How Companies Can Reduce Interview Ghosting
Organizations do not need perfect hiring systems to provide a better candidate experience. Small improvements can make a meaningful difference.
Clear communication begins by setting realistic expectations during the interview. Candidates appreciate knowing when decisions are likely to be made, even if that timeline later changes.
Recruiters should also send periodic updates whenever delays occur. A short message explaining that interviews are continuing or approvals are still pending is far better than weeks of silence.
Technology can help as well. Modern applicant tracking systems can automate status updates and rejection emails, reducing the administrative burden on recruitment teams.
Perhaps most importantly, companies should assign clear responsibility for candidate communication. When ownership is defined, applicants are far less likely to be forgotten during a lengthy hiring process.
Employers that consistently communicate well often gain an advantage in competitive labor markets.

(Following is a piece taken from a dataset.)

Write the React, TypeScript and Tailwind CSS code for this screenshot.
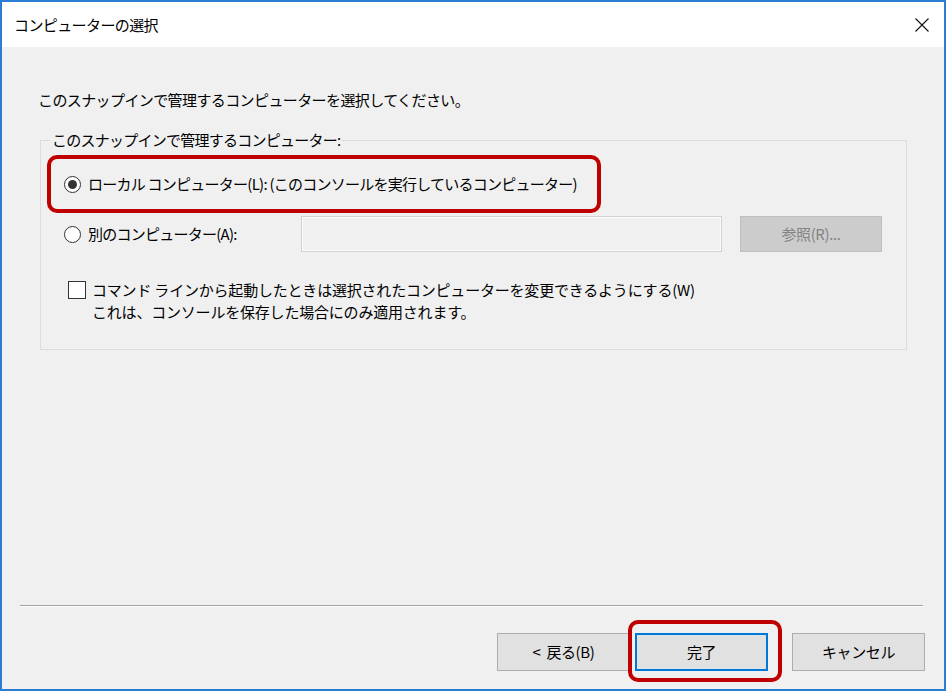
import React from 'react';

const Radio: React.FC<{ checked?: boolean }> = ({ checked }) => (
  <span className="flex h-[17px] w-[17px] shrink-0 items-center justify-center rounded-full border border-[#333333] bg-white">
    {checked && <span className="h-[9px] w-[9px] rounded-full bg-[#333333]" />}
  </span>
);

const WizardButton: React.FC<{ label: string; primary?: boolean; className?: string }> = ({ label, primary, className }) => (
  <button
    className={
      'flex h-[38px] w-[133px] items-center justify-center whitespace-pre bg-[#e1e1e1] text-[15px] leading-[20px] tracking-[-0.4px] ' +
      (primary ? 'border-2 border-[#0078d7] ' : 'border border-[#adadad] ') +
      (className ?? '')
    }
  >
    {label}
  </button>
);

export default function App() {
  return (
    <div className="h-[693px] w-[948px] bg-white font-['Noto_Sans_CJK_JP',sans-serif] text-black">
      <div className="flex h-[691px] w-[946px] flex-col border-2 border-[#2b7cd3]">
        <header className="flex h-[45px] shrink-0 items-center justify-between bg-white pl-[12px] pr-[15px]">
          <span className="text-[15px] leading-[20px] tracking-[-0.6px]">コンピューターの選択</span>
          <svg width="14" height="14" viewBox="0 0 14 14" fill="none" stroke="#111" strokeWidth="1.1">
            <path d="M0.5 0.5 L13.5 13.5 M13.5 0.5 L0.5 13.5" />
          </svg>
        </header>

        <main className="flex flex-1 flex-col bg-[#f0f0f0]">
          <p className="ml-[36px] mt-[43px] text-[15px] leading-[20px] tracking-[-0.6px]">
            このスナップインで管理するコンピューターを選択してください。
          </p>

          <fieldset className="ml-[38px] mt-[20px] w-[867px] border border-[#dcdcdc] pb-[26px]">
            <legend className="ml-[9px] px-[2px] text-[15px] leading-[20px] tracking-[-0.75px]">
              このスナップインで管理するコンピューター:
            </legend>

            <div className="ml-[6px] mt-[5px] flex h-[58px] w-[554px] items-center gap-[7px] rounded-[10px] border-4 border-[#c00000] pl-[13px]">
              <Radio checked />
              <span className="whitespace-pre text-[15px] leading-[20px] tracking-[-0.75px]">
                ローカル コンピューター(L): (このコンソールを実行しているコンピューター)
              </span>
            </div>

            <div className="mt-[3px] flex h-[36px] items-center pl-[23px]">
              <label className="flex w-[237px] items-center gap-[7px]">
                <Radio />
                <span className="text-[15px] leading-[20px] tracking-[-0.75px]">別のコンピューター(A):</span>
              </label>
              <div className="h-[36px] w-[421px] border border-[#d2d2d2] bg-[#f0f0f0] shadow-[inset_0_0_0_1px_#fafafa]" />
              <button className="ml-[18px] flex h-[36px] w-[142px] items-center justify-center border border-[#bfbfbf] bg-[#cccccc] text-[15px] leading-[20px] tracking-[-0.4px] text-[#838383]">
                参照(R)...
              </button>
            </div>

            <div className="mt-[27px] flex items-start pl-[27px]">
              <span className="mt-[2px] h-[18px] w-[18px] shrink-0 border border-[#333333] bg-white" />
              <div className="ml-[6px] whitespace-pre text-[15px] leading-[22px] tracking-[-0.2px]">
                <div>コマンド ラインから起動したときは選択されたコンピューターを変更できるようにする(W)</div>
                <div>これは、コンソールを保存した場合にのみ適用されます。</div>
              </div>
            </div>
          </fieldset>

          <div className="flex-1" />

          <div className="ml-[18px] mr-[21px] h-[2px] border-t border-b border-t-[#a0a0a0] border-b-white" />

          <div className="flex justify-end pb-[18px] pr-[19px] pt-[26px]">
            <WizardButton label="<  戻る(B)" />
            <div className="relative ml-[5px]">
              <WizardButton label="完了" primary />
              <div className="pointer-events-none absolute -bottom-[11px] -left-[7px] -right-[14px] -top-[13px] rounded-[10px] border-4 border-[#c00000]" />
            </div>
            <WizardButton label="キャンセル" className="ml-[24px]" />
          </div>
        </main>
      </div>
    </div>
  );
}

Candidates remember organizations that treated them professionally, regardless of the outcome.
Conclusion
Respect remains one of the simplest—and most overlooked—parts of the hiring process. Interviews require candidates to invest time, preparation, and optimism, making even a brief update more valuable than prolonged uncertainty.
The answer to why companies ghost candidates after interviews rarely comes down to a single reason. Hiring delays, shifting business priorities, heavy recruiter workloads, internal bureaucracy, and poor communication all play a role. Understanding those factors doesn't erase the frustration, but it does place the experience in context.
For employers, timely communication strengthens trust and protects employer reputation. For job seekers, recognizing that interview ghosting is often a process failure rather than a personal judgment makes it easier to stay focused on new opportunities instead of waiting indefinitely for one that may never materialize.